Dorrit Hoffleit

Memoirs of the Connecticut Academy of Arts and Sciences, Volume XXIII

Printed with the permission of the Connecticut Academy of Arts and Sciences.

OVERVIEW OF TWO AND A HALF CENTURIES

The following letter was written by Frank Schlesinger, Director of the Yale Observatory from 1920 to 1941, to Burton E. Livingston, then President of the American Association for the Advancement of Science, dated Sept. 20, 1920. It concerned a proposal to establish a History of Science Section in the AAAS.

At the request of Dr. Brasch [F. E. Brasch of the Library of Congress] I give you herewith a brief word in statement of my opinion regarding the importance of the study of the history of science. I have always been of the opinion that in this country we have neglected too much this side of science. As in other fields of human endeavor, the history of the subject has a most important function in teaching us what mistakes to avoid, and what is the best attitude to maintain regarding new ideas and new theories. The study of biographical works is, in my opinion, especially important for the young scientist. It tells him better than anything else can what rewards he can hope for and what discouragements and obstacles he must expect to encounter. I have no doubt that a great many bitter disappointments might be averted if such information as this could be put into the hands of beginners as early as possible. (1)
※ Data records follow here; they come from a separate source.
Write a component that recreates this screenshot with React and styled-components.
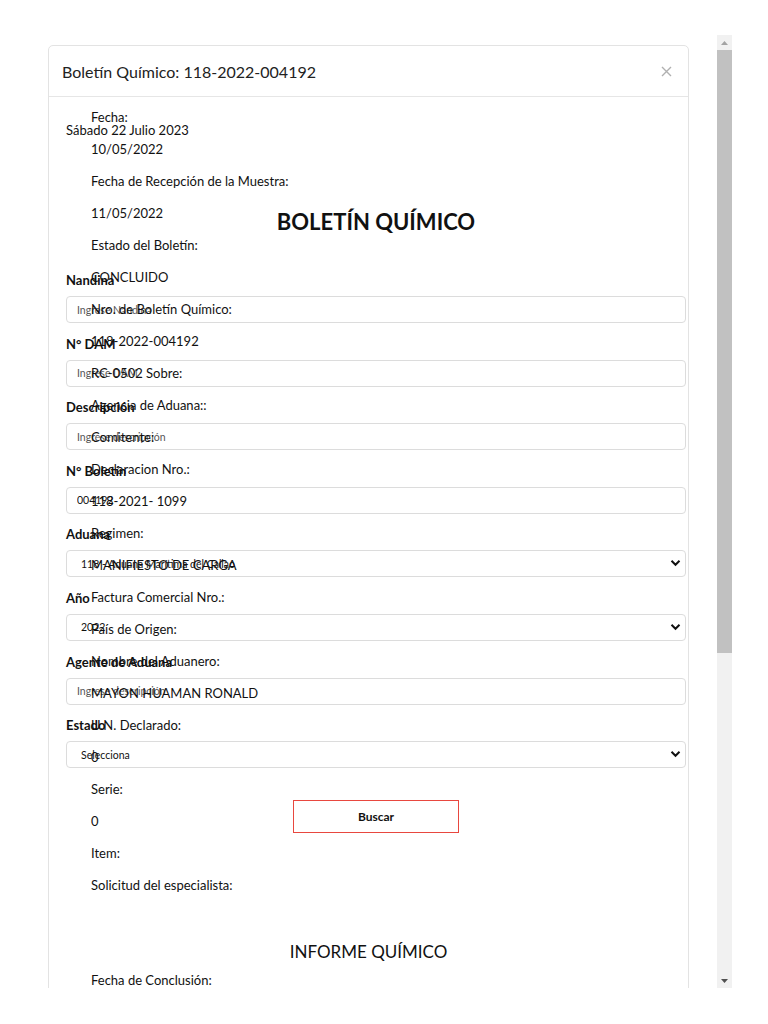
import React from "react";
import styled, { createGlobalStyle } from "styled-components";

const GlobalStyle = createGlobalStyle`
  html, body {
    margin: 0;
    padding: 0;
    background: #fff;
  }
  body {
    font-family: Lato, "Liberation Sans", sans-serif;
    color: #111;
  }
`;

const Frame = styled.div`
  display: flex;
  margin-top: 35px;
  width: 732px;
  height: 953px;
`;

const Viewport = styled.div`
  flex: 1;
  overflow: hidden;
`;

const ScrollBar = styled.div`
  width: 15px;
  display: flex;
  flex-direction: column;
  background: #f1f1f1;
`;

const ScrollArrow = styled.div`
  height: 15px;
  display: flex;
  align-items: center;
  justify-content: center;
  flex-shrink: 0;
`;

const ScrollThumb = styled.div`
  height: 603px;
  background: #c1c1c1;
`;

const ScrollRest = styled.div`
  flex: 1;
`;

const Modal = styled.div`
  margin: 10px 0 0 48px;
  width: 641px;
  box-sizing: border-box;
  border: 1px solid #e3e3e3;
  border-radius: 5px;
  background: #fff;
`;

const ModalHeader = styled.div`
  height: 50px;
  display: flex;
  align-items: center;
  justify-content: space-between;
  padding: 0 14px 0 13px;
  border-bottom: 1px solid #e6e6e6;
`;

const ModalTitle = styled.h5`
  margin: 0;
  font-size: 16px;
  font-weight: 400;
  color: #222;
`;

const CloseButton = styled.button`
  border: none;
  background: none;
  padding: 0;
  width: 16px;
  height: 16px;
  display: flex;
  align-items: center;
  justify-content: center;
  color: #b0b0b0;
  cursor: pointer;
`;

const ModalBody = styled.div`
  position: relative;
  padding: 12px 42px 0;
`;

const DetailLine = styled.p`
  margin: 0 0 16px;
  font-size: 13px;
  line-height: 16px;
  min-height: 16px;
`;

const SectionTitle = styled.h3`
  margin: 48px 0 9px;
  text-align: center;
  font-size: 17px;
  line-height: 22px;
  font-weight: 400;
`;

const SearchForm = styled.form`
  position: absolute;
  top: 0;
  left: 17px;
  right: 2px;
  padding-top: 25px;
  display: flex;
  flex-direction: column;
`;

const DateStamp = styled.div`
  font-size: 13px;
  line-height: 16px;
`;

const FormTitle = styled.h2`
  margin: 72px 0 38px;
  text-align: center;
  font-size: 22px;
  line-height: 24px;
  font-weight: 700;
`;

const Field = styled.div`
  display: flex;
  flex-direction: column;
  gap: 8px;
  margin-bottom: 12.6px;
`;

const Label = styled.label`
  font-size: 13px;
  line-height: 16px;
  font-weight: 700;
`;

const TextInput = styled.input`
  box-sizing: border-box;
  height: 27px;
  width: 100%;
  padding: 0 10px;
  border: 1px solid #dcdcdc;
  border-radius: 4px;
  background: transparent;
  font-family: inherit;
  font-size: 10.5px;
  color: #111;
  outline: none;

  &::placeholder {
    color: #555;
  }
`;

const SelectWrap = styled.div`
  position: relative;
`;

const Select = styled.select`
  box-sizing: border-box;
  appearance: none;
  height: 27px;
  width: 100%;
  padding: 0 14px;
  border: 1px solid #dcdcdc;
  border-radius: 4px;
  background: transparent;
  font-family: inherit;
  font-size: 10.5px;
  color: #111;
  outline: none;
`;

const Chevron = styled.svg`
  position: absolute;
  right: 5px;
  top: 9px;
  pointer-events: none;
`;

const SearchButton = styled.button`
  align-self: center;
  margin-top: 19.4px;
  width: 166px;
  height: 33px;
  border: 1px solid #e8473f;
  background: #fff;
  font-family: inherit;
  font-size: 12px;
  font-weight: 700;
  color: #111;
  cursor: pointer;
`;

const Details = styled.div`
  position: relative;
  z-index: 1;
  pointer-events: none;
`;

const details = [
  "Fecha:",
  "10/05/2022",
  "Fecha de Recepción de la Muestra:",
  "11/05/2022",
  "Estado del Boletín:",
  "CONCLUIDO",
  "Nro. de Boletín Químico:",
  "118-2022-004192",
  "RC-0502 Sobre:",
  "Agencia de Aduana::",
  "Comitente:",
  "Declaracion Nro.:",
  "118-2021- 1099",
  "Regimen:",
  "MANIFIESTO DE CARGA",
  "Factura Comercial Nro.:",
  "País de Origen:",
  "Nombre del Aduanero:",
  "MAYON HUAMAN RONALD",
  "U.N. Declarado:",
  "0",
  "Serie:",
  "0",
  "Item:",
  "Solicitud del especialista:",
];

const ChevronIcon = () => (
  <Chevron width="11" height="8" viewBox="0 0 11 8">
    <path d="M1.5 1.8l4 4 4-4" fill="none" stroke="#111" strokeWidth="2" />
  </Chevron>
);

const SelectField = ({ label, options }) => (
  <Field>
    <Label>{label}</Label>
    <SelectWrap>
      <Select defaultValue={options[0]}>
        {options.map((o) => (
          <option key={o}>{o}</option>
        ))}
      </Select>
      <ChevronIcon />
    </SelectWrap>
  </Field>
);

const InputField = ({ label, placeholder, value }) => (
  <Field>
    <Label>{label}</Label>
    <TextInput placeholder={placeholder} defaultValue={value} />
  </Field>
);

const App = () => (
  <>
    <GlobalStyle />
    <Frame>
      <Viewport>
        <Modal>
          <ModalHeader>
            <ModalTitle>Boletín Químico: 118-2022-004192</ModalTitle>
            <CloseButton aria-label="Cerrar">
              <svg width="11" height="11" viewBox="0 0 11 11">
                <path d="M1 1l9 9M10 1l-9 9" stroke="currentColor" strokeWidth="1.4" />
              </svg>
            </CloseButton>
          </ModalHeader>
          <ModalBody>
            <SearchForm onSubmit={(e) => e.preventDefault()}>
              <DateStamp>Sábado 22 Julio 2023</DateStamp>
              <FormTitle>BOLETÍN QUÍMICO</FormTitle>
              <InputField label="Nandina" placeholder="Ingrese Nandina" />
              <InputField label="N° DAM" placeholder="Ingrese DAM" />
              <InputField label="Descripción" placeholder="Ingrese descripción" />
              <InputField label="N° Boletín" value="004192" />
              <SelectField
                label="Aduana"
                options={["118 - Aduana Marítima del Callao"]}
              />
              <SelectField label="Año" options={["2022", "2021", "2023"]} />
              <InputField label="Agente de Aduana" placeholder="Ingrese descripción" />
              <SelectField label="Estado" options={["Selecciona", "CONCLUIDO"]} />
              <SearchButton type="submit">Buscar</SearchButton>
            </SearchForm>
            <Details>
              {details.map((d, i) => (
                <DetailLine key={i}>{d}</DetailLine>
              ))}
              <SectionTitle>INFORME QUÍMICO</SectionTitle>
              <DetailLine>Fecha de Conclusión:</DetailLine>
            </Details>
          </ModalBody>
        </Modal>
      </Viewport>
      <ScrollBar aria-hidden="true">
        <ScrollArrow>
          <svg width="7" height="4" viewBox="0 0 7 4">
            <path d="M0 4L3.5 0 7 4z" fill="#a3a3a3" />
          </svg>
        </ScrollArrow>
        <ScrollThumb />
        <ScrollRest />
        <ScrollArrow>
          <svg width="7" height="4" viewBox="0 0 7 4">
            <path d="M0 0L3.5 4 7 0z" fill="#505050" />
          </svg>
        </ScrollArrow>
      </ScrollBar>
    </Frame>
  </>
);

export default App;
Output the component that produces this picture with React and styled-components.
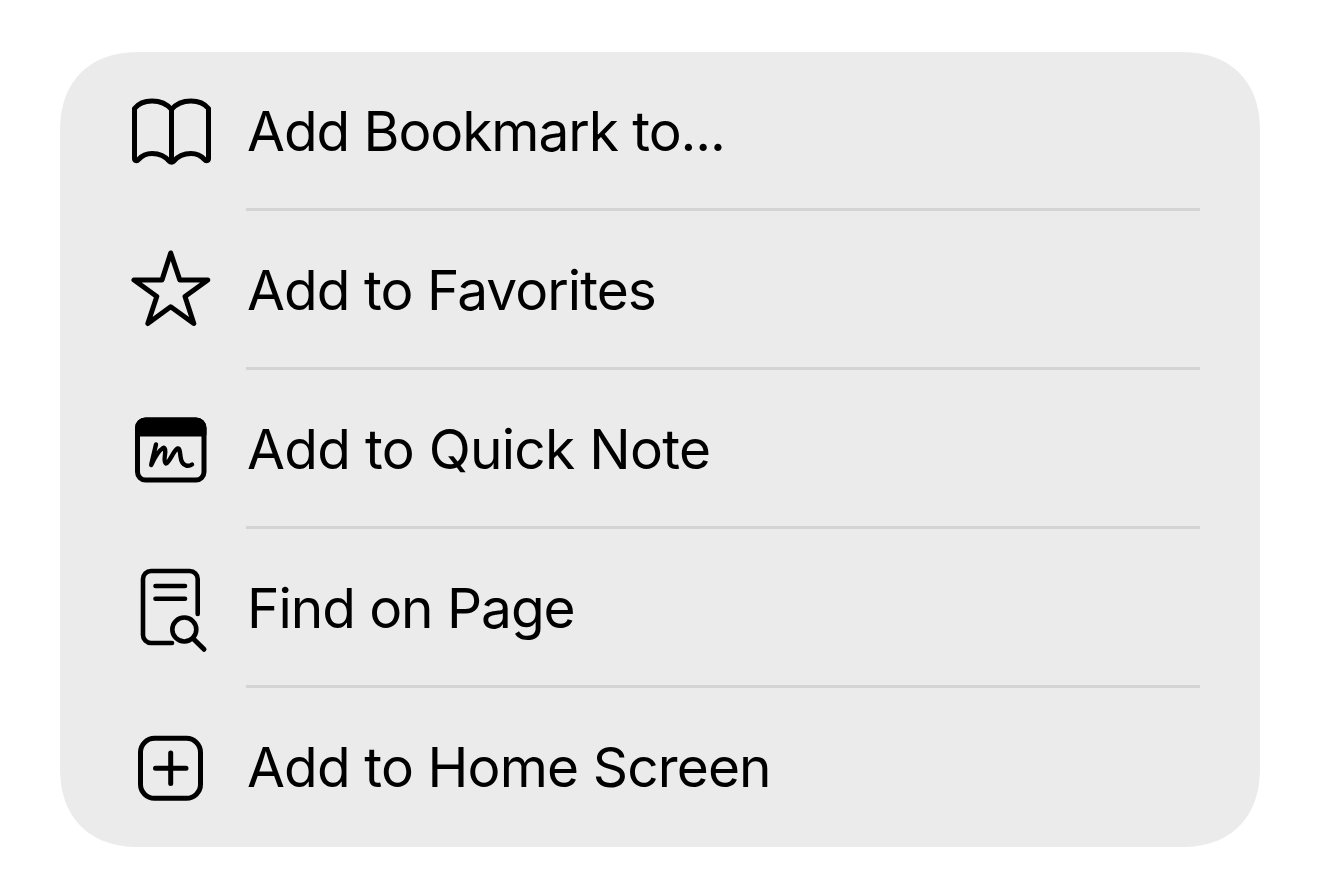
import React from 'react';
import styled, { createGlobalStyle } from 'styled-components';

const GlobalStyle = createGlobalStyle`
  html, body {
    margin: 0;
    background: #fff;
  }
`;

const Page = styled.div`
  width: 1320px;
  height: 894px;
  box-sizing: border-box;
  padding: 52px 60px 0;
`;

const Menu = styled.ul`
  list-style: none;
  margin: 0;
  padding: 0 60px 0 71px;
  background: #ebebeb;
  border-radius: 80px;
  corner-shape: superellipse(1.2);
  font-family: Inter, 'Liberation Sans', sans-serif;
  color: #000;
`;

const Row = styled.li`
  display: flex;
  height: 159px;
  gap: 35px;
`;

const IconSlot = styled.div`
  flex: none;
  width: 80px;
  height: 156px;
  display: flex;
  align-items: center;
`;

const Label = styled.div`
  flex: 1;
  display: flex;
  align-items: center;
  padding: 2px 0 0 1px;
  font-size: 55px;
  letter-spacing: ${({ $tracking }) => $tracking}px;
  border-bottom: ${({ $last }) => ($last ? 'none' : '3px solid #d4d4d4')};
  padding-bottom: ${({ $last }) => ($last ? '3px' : '0')};
`;

const Icon = styled.svg.attrs({
  width: 80,
  height: 80,
  viewBox: '0 0 80 80',
  fill: 'none',
  stroke: '#000',
  strokeLinecap: 'round',
  strokeLinejoin: 'round',
})`
  display: block;
  overflow: visible;
`;

const BookIcon = () => (
  <Icon strokeWidth="5">
    <path d="M40.5 19.5C36 14 29.5 11 21 11 13 11 7.5 13.5 3.5 18.5V68.5C3.5 71 6 71.5 7.5 69.5 11 65.5 15.5 63.5 21 63.5 28.5 63.5 34.5 66.5 38.5 71.5 39.5 72.5 41.5 72.5 42.5 71.5 46.5 66.5 52.5 63.5 60 63.5 65.5 63.5 70 65.5 73.5 69.5 75 71.5 77.5 71 77.5 68.5V18.5C73.5 13.5 68 11 60 11 51.5 11 45 14 40.5 19.5Z" />
    <path d="M40.5 19.5V71" />
  </Icon>
);

const StarIcon = () => (
  <Icon strokeWidth="5">
    <path d="M39.7 4 48.8 31H76.8L54 47.5 62.8 74.5 39.7 57.7 16.8 74.5 25.8 47.5 3 31H31Z" />
  </Icon>
);

const NoteIcon = () => (
  <Icon>
    <rect x="6.5" y="12" width="66.5" height="60" rx="8" strokeWidth="5" />
    <path d="M6.5 20a8 8 0 0 1 8-8H65a8 8 0 0 1 8 8v6H6.5Z" fill="#000" strokeWidth="5" />
    <path
      d="M25 36.5C23.5 43 21.5 51 20.2 57 23.5 50 28 42.5 32 40 34.5 39 34.5 43 34 46.5 33.5 50 33 54.5 35 55.5 38.5 54.5 42.5 42.5 46.5 40.5 49 40 49 45 49.5 48.5 50 53 52 56.5 55 57.5 57 58 59.5 57.5 61 56.5"
      strokeWidth="4.4"
    />
  </Icon>
);

const FindIcon = () => (
  <Icon strokeWidth="4.6">
    <path d="M66.7 47V12a8 8 0 0 0-8-8H20a8 8 0 0 0-8 8V68a8 8 0 0 0 8 8H41" />
    <path d="M24.5 19H54M24.5 31.7H54" />
    <circle cx="53.3" cy="62.5" r="12" />
    <path d="M62 71.5 73 82.3" strokeWidth="5" />
  </Icon>
);

const HomeIcon = () => (
  <Icon strokeWidth="5">
    <rect x="9.5" y="12.3" width="60" height="60" rx="14" />
    <path d="M24.5 42.3H55M39.7 27V57.5" />
  </Icon>
);

const items = [
  { label: 'Add Bookmark to...', tracking: -1.07, Glyph: BookIcon },
  { label: 'Add to Favorites', tracking: -0.95, Glyph: StarIcon },
  { label: 'Add to Quick Note', tracking: -0.72, Glyph: NoteIcon },
  { label: 'Find on Page', tracking: -1.05, Glyph: FindIcon },
  { label: 'Add to Home Screen', tracking: -0.87, Glyph: HomeIcon },
];

const App = () => (
  <>
    <GlobalStyle />
    <Page>
      <Menu>
        {items.map(({ label, tracking, Glyph }, i) => (
          <Row key={label}>
            <IconSlot>
              <Glyph />
            </IconSlot>
            <Label $last={i === items.length - 1} $tracking={tracking}>
              {label}
            </Label>
          </Row>
        ))}
      </Menu>
    </Page>
  </>
);

export default App;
When New Haven Colony was founded in 1638 its leader, Rev. John Davenport, strongly advocated establishing a college there similar to Harvard. After innumerable obstacles, Yale College was finally founded in 1701, the third college in the colonies after Harvard and William and Mary. Typically of the times, its major goal was the training of young men for the ministry, in this case exclusively the Puritan or Congregational. One of the earliest topics taught, aside from theology, was astronomy with, however, pointed allusions to its exemplification of the power and bounty of God. With the acquisition in 1714 of scientific books from England, especially Isaac Newton's Principia and Opticks, the tutors began learning his new branch of mathematics, "fluxions," now known as the calculus. This knowledge was essential to the understanding of both gravitation and the principles of optics.

The apparition of a spectacular fireball in 1742 gave rise to President Clap's amazing theory of Terrestrial Comets . The impending expected return of the comet, later named Halley, further stimulated the early study of celestial mechanics, mainly for the determination of orbits. The great shower of meteorites at Weston, Connecticut, in 1807 prompted investigation on its extraterrestrial origin, established by B. Silliman and J. Kingsley at Yale. Comets and meteors and their concomitant application of celestial mechanics appear to have been the major objects of research for nearly two centuries.

With the acquisition of the 5-inch Dollond telescope in 1829, the gift of Sheldon Clark, Yale achieved the enviable distinction of having the largest refractor in America. This reputation was enhanced when Professor Dennison Olmsted and Tutor Elias Loomis in 1835, using the telescope, were the first in America to spot Halley's comet upon its expected return that year. In 1833 the magnificent Leonid meteor shower was observed by Olmsted, and at West Point by A. C. Twining, resulting in the first acceptable cosmical theory of the origin of meteor showers. Later, H. A. Newton, comparing the observations of 1833 with much earlier displays, was the first correctly to predict the return of the Leonids in 1866, and showed how perturbations by Jupiter had changed the original course of the swarm.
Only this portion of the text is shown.